The injury is a blow for Collins, who had a strong start to Sunday’s game. In the first quarter, Collins stripped Cowboys quarterback Andy Dalton to force a fumble that was recovered in the end zone for a safety. It was the type of play that Collins had needed after he had faced criticism from fans for his start to the year.

Collins had been scrutinized for his play through the first six games. The 26-year-old led Washington with nine missed tackles, according to Pro Football Reference.

Collins defended himself in an interview with reporters last week.

“Has my tackling been a problem? I think no,” Collins said. “I’ve been told I’ve missed nine tackles, so within the last … (six) games, nine tackles in the last six games and I’ve got (37) tackles, I don’t think it’s pretty bad.”

Collins was in his second season of the six-year, $84 million contract he signed with Washington in 2019. According to Over The Cap, Collins holds a $10 million base salary in 2020 and carries a $14 million cap hit, which includes his signing bonus. The reaction to the signing was mixed as Washington made Collins one of the highest-paid safeties in the game. Critics argued the deal was too expensive for a player who struggled in coverage and is primarily a box safety. Collins‘ defenders said the safety’s hard-hitting tackling was a boost for any defense.

Collins was thrilled with joining Washington, his childhood team. Though Collins grew up in Louisiana, the late Sean Taylor was his idol — with the safety even modeling his game after the former Redskins great. Upon his signing, Collins received a game-worn Taylor jersey at dinner with owner Dan Snyder and cried. He told reporters that he had hoped to eventually become the first player to don Taylor’s number — No. 21 — since Taylor’s death.

Despite his excitement, Collins‘ first season with Washington did not create the impact that he and others expected. While he led the team with 117 tackles, Collins had only one sack and did not grab an interception.

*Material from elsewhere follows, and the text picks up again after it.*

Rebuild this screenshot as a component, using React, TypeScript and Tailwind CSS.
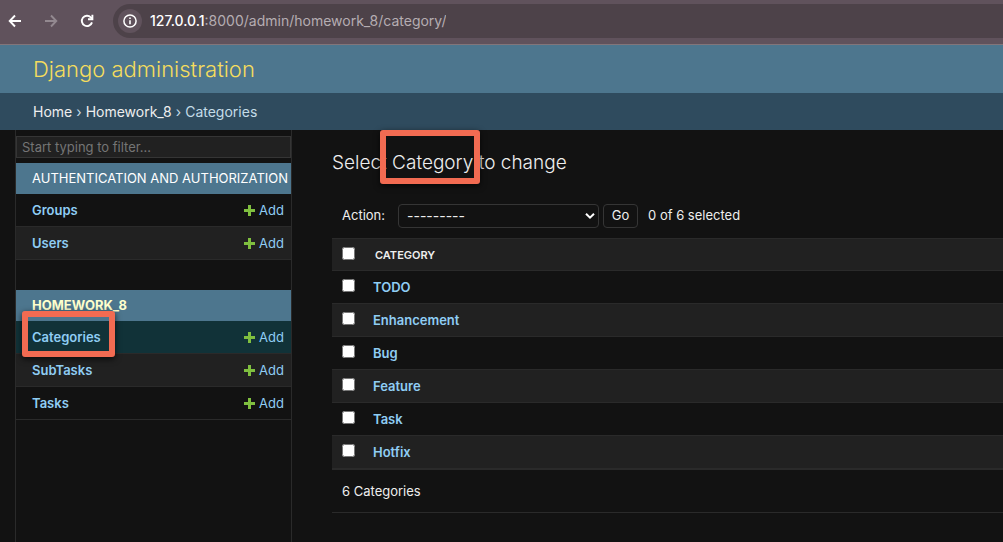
import { useState } from "react";

const rows = ["TODO", "Enhancement", "Bug", "Feature", "Task", "Hotfix"];

function Highlight({ className }: { className: string }) {
  return (
    <span
      aria-hidden="true"
      className={`pointer-events-none absolute rounded-[3px] border-6 border-[#f26b52] shadow-[0_2px_6px_rgba(0,0,0,0.7)] ${className}`}
    />
  );
}

function BrowserBar() {
  return (
    <div className="flex h-[45px] items-start border-b border-[#82757a] bg-[#60525c] pt-1 text-white">
      <div className="flex h-[34px] w-[113px] shrink-0 items-center gap-5 pl-[7px]">
        <button type="button" aria-label="Back">
          <svg width="16" height="16" viewBox="0 0 16 16" fill="none" stroke="currentColor" strokeWidth="1.9">
            <path d="M14 8H3M8 2.5 2.7 8 8 13.5" />
          </svg>
        </button>
        <button type="button" aria-label="Forward" className="text-[#938990]">
          <svg width="16" height="16" viewBox="0 0 16 16" fill="none" stroke="currentColor" strokeWidth="1.9">
            <path d="M2 8h11M8 2.5 13.3 8 8 13.5" />
          </svg>
        </button>
        <button type="button" aria-label="Reload">
          <svg width="16" height="16" viewBox="0 0 16 16" fill="none" stroke="currentColor" strokeWidth="1.9">
            <path d="M13 9.4A5.2 5.2 0 1 1 11.8 4.3L13.4 6" />
            <path d="M13.4 1.8V6.2H9" />
          </svg>
        </button>
      </div>
      <div className="flex h-[34px] min-w-0 flex-1 items-center gap-2 rounded-l-full bg-[#4d4249] pl-[5px]">
        <button
          type="button"
          aria-label="Site information"
          className="flex size-6 shrink-0 items-center justify-center rounded-full bg-[#60525c]"
        >
          <svg width="16" height="16" viewBox="0 0 16 16" fill="none" stroke="currentColor" strokeWidth="1.5">
            <circle cx="8" cy="8" r="6.1" />
            <path d="M8 7.2v4M8 4.5v1.6" strokeWidth="1.6" />
          </svg>
        </button>
        <p className="truncate text-sm text-[#b5adb2]">
          <span className="font-medium text-white">127.0.0.1</span>:8000/admin/homework_8/category/
        </p>
      </div>
    </div>
  );
}

function ModelRow({ name, className, current }: { name: string; className: string; current?: boolean }) {
  return (
    <tr className={`h-[33px] text-[13px] text-[#8fcdf4] ${className}`}>
      <th scope="row" className="border-b border-[#2a2a2a] pt-[2px] pl-4 text-left font-semibold">
        <span className="relative">
          <a href="#" aria-current={current ? "page" : undefined}>
            {name}
          </a>
          {current && <Highlight className="-top-[18px] -right-[14px] -bottom-[12px] -left-[10px]" />}
        </span>
      </th>
      <td className="border-b border-[#2a2a2a] pt-[2px] pr-[7px]">
        <a href="#" className="flex items-center justify-end gap-1">
          <svg className="mb-[2px]" width="11" height="11" viewBox="0 0 11 11" fill="#7fbf3f" aria-hidden="true">
            <path d="M4 0h3v4h4v3H7v4H4V7H0V4h4z" />
          </svg>
          Add
        </a>
      </td>
    </tr>
  );
}

const captionClass = "h-[31px] bg-[#4d768e] pl-4 text-left text-[13px] leading-[31px] whitespace-nowrap";

function Sidebar() {
  return (
    <nav aria-label="Sidebar" className="ml-[15px] w-[277px] shrink-0 border-x border-[#2a2a2a] pt-[6px]">
      <input
        type="text"
        aria-label="Filter navigation items"
        placeholder="Start typing to filter…"
        className="block h-[22px] w-full border border-[#353535] bg-[#212121] px-[5px] text-[13px] text-[#eee] placeholder:text-[#757575]"
      />
      <table className="mt-[5px] w-full border-separate border-spacing-0">
        <caption className={`${captionClass} text-white`}>
          <a href="#">AUTHENTICATION AND AUTHORIZATION</a>
        </caption>
        <tbody>
          <ModelRow name="Groups" className="bg-[#121212]" />
          <ModelRow name="Users" className="bg-[#212121]" />
        </tbody>
      </table>
      <table className="mt-[30px] w-full border-separate border-spacing-0">
        <caption className={`${captionClass} font-bold text-[#ffffcc]`}>
          <a href="#">HOMEWORK_8</a>
        </caption>
        <tbody>
          <ModelRow name="Categories" className="bg-[#113238]" current />
          <ModelRow name="SubTasks" className="bg-[#212121]" />
          <ModelRow name="Tasks" className="bg-[#121212]" />
        </tbody>
      </table>
    </nav>
  );
}

function Checkbox({ label, checked, onChange }: { label: string; checked: boolean; onChange: () => void }) {
  return (
    <input
      type="checkbox"
      aria-label={label}
      checked={checked}
      onChange={onChange}
      className="block size-[13px]"
    />
  );
}

export default function App() {
  const [selected, setSelected] = useState<string[]>([]);
  const toggle = (name: string) =>
    setSelected((s) => (s.includes(name) ? s.filter((n) => n !== name) : [...s, name]));
  const all = selected.length === rows.length;

  return (
    <div className="flex min-h-screen flex-col bg-[#121212] font-['Inter','Liberation_Sans',sans-serif] text-[13px] text-[#eee]">
      <BrowserBar />
      <header className="flex h-12 items-center bg-[#4d768e] px-[33px] pt-px text-[22px] font-light text-[#f5dd5d]">
        <a href="#">Django administration</a>
      </header>
      <nav aria-label="Breadcrumbs" className="flex h-[37px] items-center gap-1 bg-[#2f4b5e] px-[33px] pt-px text-sm text-[#c4dce8]">
        <a href="#" className="text-[#eee]">Home</a>
        <span>›</span>
        <a href="#" className="text-[#eee]">Homework_8</a>
        <span>›</span>
        <span>Categories</span>
      </nav>
      <div className="flex flex-1">
        <Sidebar />
        <main className="min-w-0 flex-1 pt-[21px] pl-10">
          <h1 className="text-[19px] leading-6 font-light">
            Select{" "}
            <span className="relative">
              Category
              <Highlight className="-top-[21px] -right-[7px] -bottom-[10px] -left-[12px]" />
            </span>{" "}
            to change
          </h1>
          <div className="mt-[29px] flex h-6 items-center pl-[10px]">
            <label htmlFor="action">Action:</label>
            <div className="relative ml-[13px]">
              <select
                id="action"
                className="block h-6 w-[201px] appearance-none rounded border border-[#353535] bg-[#121212] px-2 text-sm leading-5"
              >
                <option>---------</option>
                <option>Delete selected Categories</option>
              </select>
              <svg
                className="pointer-events-none absolute top-2 right-1"
                width="10"
                height="8"
                viewBox="0 0 10 8"
                fill="none"
                stroke="#fff"
                strokeWidth="2"
                aria-hidden="true"
              >
                <path d="M1 1.7 5 5.7 9 1.7" />
              </svg>
            </div>
            <button type="button" className="ml-1 h-6 w-[35px] rounded border border-[#353535]">
              Go
            </button>
            <span className="ml-[10px]">{selected.length} of 6 selected</span>
          </div>
          <table className="mt-[10px] w-full border-separate border-spacing-0">
            <thead>
              <tr className="h-[33px] bg-[#212121] text-[11px]">
                <th scope="col" className="w-[41px] border-y border-[#2a2a2a] pb-[2px] pl-[10px]">
                  <Checkbox
                    label="Select all"
                    checked={all}
                    onChange={() => setSelected(all ? [] : rows)}
                  />
                </th>
                <th scope="col" className="border-y border-[#2a2a2a] pt-[2px] pl-[2px] text-left font-semibold">
                  CATEGORY
                </th>
              </tr>
            </thead>
            <tbody>
              {rows.map((name) => (
                <tr key={name} className="h-[33px] odd:bg-[#121212] even:bg-[#212121]">
                  <td className="border-b border-[#2a2a2a] pb-[3px] pl-[10px]">
                    <Checkbox
                      label={`Select ${name}`}
                      checked={selected.includes(name)}
                      onChange={() => toggle(name)}
                    />
                  </td>
                  <th scope="row" className="border-b border-[#2a2a2a] pt-[2px] text-left font-semibold text-[#8fcdf4]">
                    <a href="#">{name}</a>
                  </th>
                </tr>
              ))}
            </tbody>
          </table>
          <p className="flex h-11 items-center border-y border-[#2a2a2a] pt-[2px] pl-[10px]">6 Categories</p>
        </main>
      </div>
    </div>
  );
}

There was hope that Collins would see a boost under coach Ron Rivera and defensive Jack Del Rio, who planned to better utilize Collins‘ skill set by moving him closer to the line of scrimmage. Washington had blitzed Collins 11 times through six games, according to Pro Football Reference.

Rivera did not confirm CollinsAchilles tear, telling reporters he had yet to speak with team trainer Ryan Vermillion.